Die FDP verweist darauf, dass auch andere Parteien ihren Mitgliedern Vergünstigungen von Unternehmen anböten. Die FDP selbst habe neben der DKV auch noch Sonderkonditionen eines Mobilfunkanbieters oder einer Autovermietung im Angebot. Sie spricht von einem "Netzwerk mit Nutzwert", zu dem andere Partner wie die Mobilfunkfirma Vodafone, der Autovermieter Sixt oder einzelne Reiseanbieter gehören.

Der DKV-Tarif eine "gesunde Lösung"

Das ist nur die halbe Wahrheit. Von Sondertarifen einer privaten Krankenkasse profitieren ausschließlich FDP-Mitglieder. Alle anderen Parteien scheinen nicht ins Beuteschema der privaten Versicherer zu passen.

Eingefädelt hatte die FDP das Geschäft schon 2003. Parteichef Guido Westerwelle hatte damals seinem alljährlichen "Dreikönigsbrief" an die Mitglieder eine Broschüre beigelegt, in der FDP und DKV gemeinsam für das Angebot der DKV warben. "Die FDP versteht den Wunsch vieler Menschen, auch in puncto Krankenversicherung ihre Belange eigenverantwortlich zu regeln", hieß es in dem Flyer. Der DKV-Tarif stelle hier eine "gesunde Lösung dar".

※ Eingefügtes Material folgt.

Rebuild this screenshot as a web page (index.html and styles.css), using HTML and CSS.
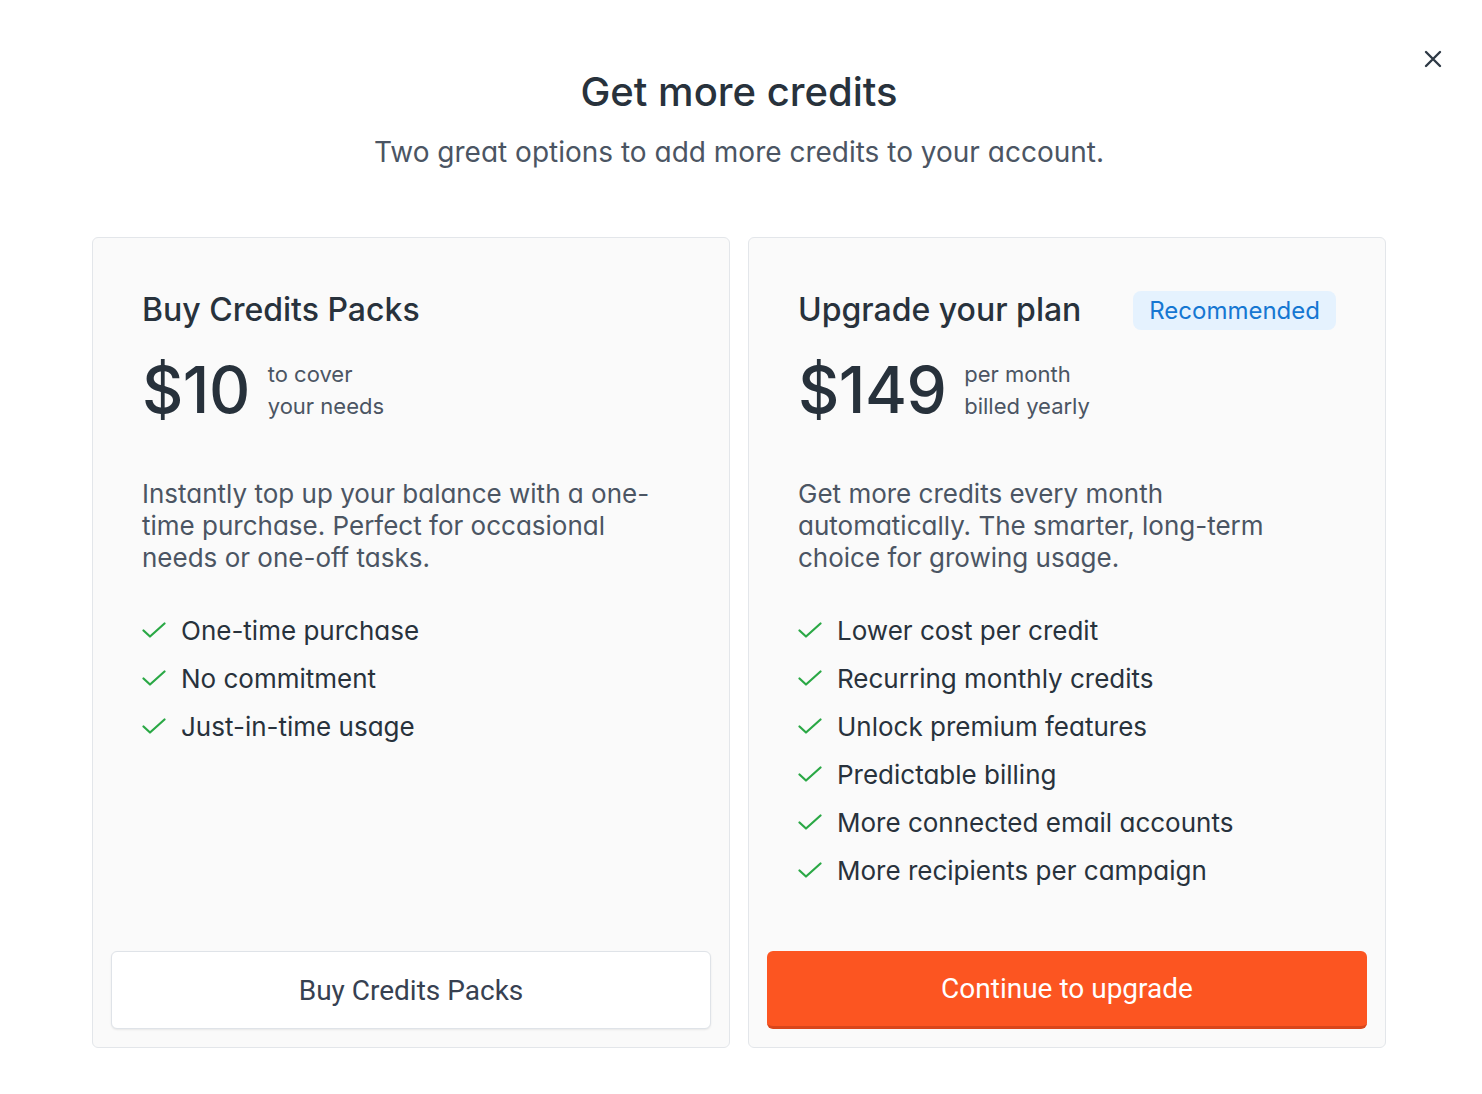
FILE: index.html
```html
<!DOCTYPE html>
<html lang="en">
<head>
  <meta charset="UTF-8" />
  <meta name="viewport" content="width=device-width, initial-scale=1.0"/>
  <title>Get more credits</title>
  <link rel="stylesheet" href="styles.css">
</head>
<body>
  <div class="modal">
    <button class="close" aria-label="Close">
      <svg width="20" height="20" viewBox="0 0 20 20"><path d="M3 3 L17 17 M17 3 L3 17" stroke="#2f3a46" stroke-width="2.4" stroke-linecap="round"/></svg>
    </button>

    <div class="header">
      <h1>Get more credits</h1>
      <p class="subtitle">Two great options to add more credits to your account.</p>
    </div>

    <div class="cards">
      <div class="card">
        <div class="card-body">
          <div class="card-head">
            <h2>Buy Credits Packs</h2>
          </div>
          <div class="price-row">
            <span class="price">$10</span>
            <span class="price-note">to cover<br>your needs</span>
          </div>
          <p class="desc">Instantly top up your balance with a one-time purchase. Perfect for occasional needs or one-off tasks.</p>
          <ul class="features">
            <li><svg class="check" viewBox="0 0 24 24"><polyline points="1.5 12.5 8 18.5 22.5 5.5"/></svg>One-time purchase</li>
            <li><svg class="check" viewBox="0 0 24 24"><polyline points="1.5 12.5 8 18.5 22.5 5.5"/></svg>No commitment</li>
            <li><svg class="check" viewBox="0 0 24 24"><polyline points="1.5 12.5 8 18.5 22.5 5.5"/></svg>Just-in-time usage</li>
          </ul>
        </div>
        <button class="btn btn-outline">Buy Credits Packs</button>
      </div>

      <div class="card">
        <div class="card-body">
          <div class="card-head">
            <h2>Upgrade your plan</h2>
            <span class="badge">Recommended</span>
          </div>
          <div class="price-row">
            <span class="price">$149</span>
            <span class="price-note">per month<br>billed yearly</span>
          </div>
          <p class="desc">Get more credits every month automatically. The smarter, long-term choice for growing usage.</p>
          <ul class="features">
            <li><svg class="check" viewBox="0 0 24 24"><polyline points="1.5 12.5 8 18.5 22.5 5.5"/></svg>Lower cost per credit</li>
            <li><svg class="check" viewBox="0 0 24 24"><polyline points="1.5 12.5 8 18.5 22.5 5.5"/></svg>Recurring monthly credits</li>
            <li><svg class="check" viewBox="0 0 24 24"><polyline points="1.5 12.5 8 18.5 22.5 5.5"/></svg>Unlock premium features</li>
            <li><svg class="check" viewBox="0 0 24 24"><polyline points="1.5 12.5 8 18.5 22.5 5.5"/></svg>Predictable billing</li>
            <li><svg class="check" viewBox="0 0 24 24"><polyline points="1.5 12.5 8 18.5 22.5 5.5"/></svg>More connected email accounts</li>
            <li><svg class="check" viewBox="0 0 24 24"><polyline points="1.5 12.5 8 18.5 22.5 5.5"/></svg>More recipients per campaign</li>
          </ul>
        </div>
        <button class="btn btn-primary">Continue to upgrade</button>
      </div>
    </div>
  </div>
</body>
</html>
```

FILE: styles.css
```css
body {
  margin: 0;
  background: #ffffff;
  font-family: Inter, 'Noto Sans', sans-serif;
  color: #28323c;
}

.modal {
  position: relative;
  width: 1294px;
  margin-left: 92px;
  padding-top: 68px;
}

.close {
  position: absolute;
  top: 49px;
  right: -57px;
  background: none;
  border: none;
  padding: 0;
  cursor: pointer;
}

.header {
  text-align: center;
}

h1 {
  margin: 0;
  font-size: 40px;
  line-height: 48px;
  font-weight: 500;
  color: #28323c;
}

.subtitle {
  margin: 18px 0 0;
  font-size: 28px;
  line-height: 36px;
  color: #4b5563;
  font-feature-settings: "cv11";
}

.cards {
  display: grid;
  grid-template-columns: 1fr 1fr;
  gap: 18px;
  margin-top: 67px;
}

.card {
  display: flex;
  flex-direction: column;
  padding: 18px;
  background: #fafafa;
  border: 1px solid #e3e6ea;
  border-radius: 6px;
}

.card-body {
  padding: 34px 31px 57px;
}

.card-head {
  display: flex;
  justify-content: space-between;
  align-items: center;
}

h2 {
  margin: 0;
  font-size: 32px;
  line-height: 40px;
  font-weight: 500;
  color: #28323c;
}

.badge {
  background: #e5f2fe;
  color: #1677d2;
  font-size: 24px;
  line-height: 39px;
  padding: 0 16px;
  border-radius: 8px;
}

.price-row {
  display: flex;
  align-items: center;
  gap: 18px;
  margin-top: 26px;
}

.price {
  font-size: 64px;
  line-height: 68px;
  font-weight: 500;
  letter-spacing: -0.5px;
  color: #27313b;
}

.price-note {
  font-size: 22px;
  line-height: 32px;
  color: #4b5563;
}

.desc {
  margin: 54px 0 0;
  font-size: 26px;
  line-height: 32px;
  color: #4b5563;
  font-feature-settings: "cv11";
}

.features {
  list-style: none;
  margin: 32px 0 0;
  padding: 0;
}

.features li {
  display: flex;
  align-items: center;
  gap: 15px;
  height: 48px;
  font-size: 26px;
  color: #28323c;
  font-feature-settings: "cv11";
}

.check {
  width: 24px;
  height: 24px;
  fill: none;
  stroke: #2aa845;
  stroke-width: 2.2;
  stroke-linecap: round;
  stroke-linejoin: round;
}

.btn {
  margin-top: auto;
  height: 78px;
  font-family: Roboto, 'Noto Sans', sans-serif;
  font-size: 28px;
  border-radius: 6px;
  cursor: pointer;
}

.btn-outline {
  background: #ffffff;
  color: #374151;
  border: 1px solid #dfe3e8;
  box-shadow: 0 1px 2px rgba(0, 0, 0, 0.08);
}

.btn-primary {
  background: #fc5521;
  color: #ffffff;
  border: none;
  border-bottom: 3px solid #d9461b;
}
```
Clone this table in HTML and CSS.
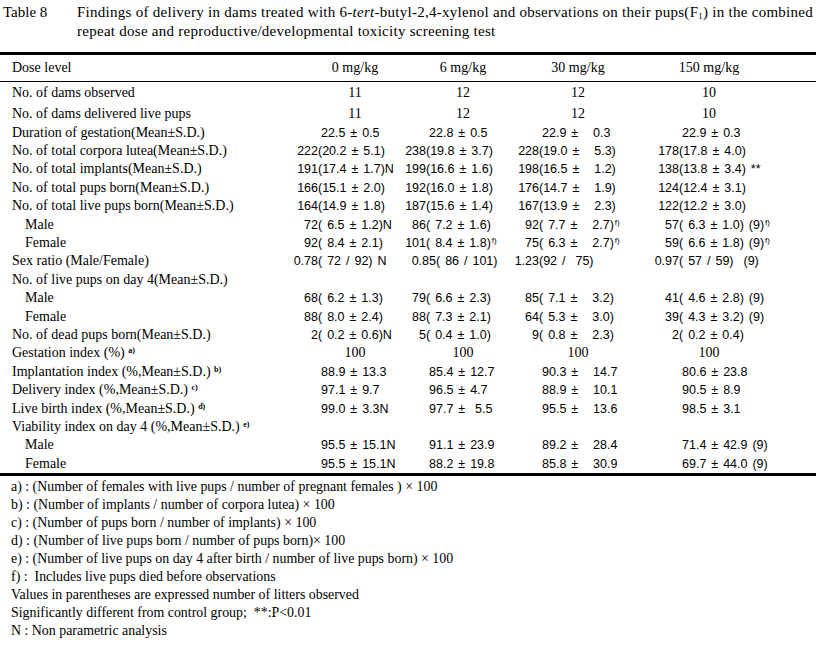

Die DKV versichert, mit dem Angebot keine politischen Ziele zu verfolgen. "Für uns ist der Vertrag mit der FDP einer unter vielen", sagt Sprecherin Schneider. Den Liberalen würden zudem keine außergewöhnlich guten Konditionen angeboten, versichert sie.

Am Vertrag mit der FDP ist alles legal. Und doch bleibt wieder etwas hängen bei der FDP. Die ganze Woche schon muss sie sich gegen Anwürfe verteidigen, sie habe sich von einem Hotelbesitzer für die Mehrwertsteuersenkung bei Hotel-Übernachtungen mit einer Millionenspende bezahlen lassen. Das Stigma der Klientelpartei jedenfalls dürfte die FDP nach dieser Woche so schnell nicht wieder loswerden.